9.  Cash Collateral – A chapter 11 debtor is technically prohibited from using the bank’s cash collateral (accounts receivable, proceeds of inventory sales etc.) without permission from the bankruptcy court on notice to the bank. The bank will want to actively monitor its collateral position and participate in cash collateral hearings usually held at the early stages of the case or make its own protective motion  to make sure that its collateral is being adequately protected. Unless the court grants the bank a replacement lien on the assets generated from the bank’s pre-petition collateral, the bank’s collateral position will be adversely diminished.
 
10. Payments from Third Parties – Sometimes an obligor of a bank directs a third party that has no relation to the bank to pay the obligor’s debts directly to the bank. If the party that makes payment to the bank is not contractually obligated to the bank, a creditor or the bankruptcy trustee of the party that makes the payment may seek to recover the payment received as a fraudulent conveyance or other avoidable transaction - particularly if the transaction does not benefit the party making payment.  Care should be taken in deciding when to accept third party payments.
 
Bonus: Don’t Delay Action on Rights - Debtors in bankruptcy are given often the benefit of the doubt upon filing bankruptcy.

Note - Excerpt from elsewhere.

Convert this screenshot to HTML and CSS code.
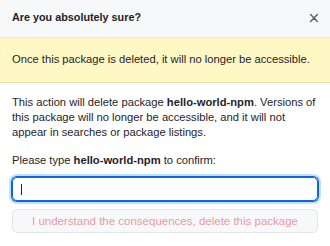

Chapter 11 debtors seeking to reorganize may have difficulty complying with the rigors of the Bankruptcy Code and Rules. Courts generally provide some initial leeway to the debtor because converting the case to chapter 7 will terminate operations and put employees out of work. Banks can dramatically shorten the time debtors are allowed to remain in default of its obligations by commencing an appropriate motion at the earliest possible date that (i) details the debtor’s failure to comply with the rules and (ii) clearly presents the damages the bank is sustaining by virtue of the debtors deficiencies.  Courts are less likely to allow the debtor to stay in bankruptcy when an aggrieved creditor asserts its rights.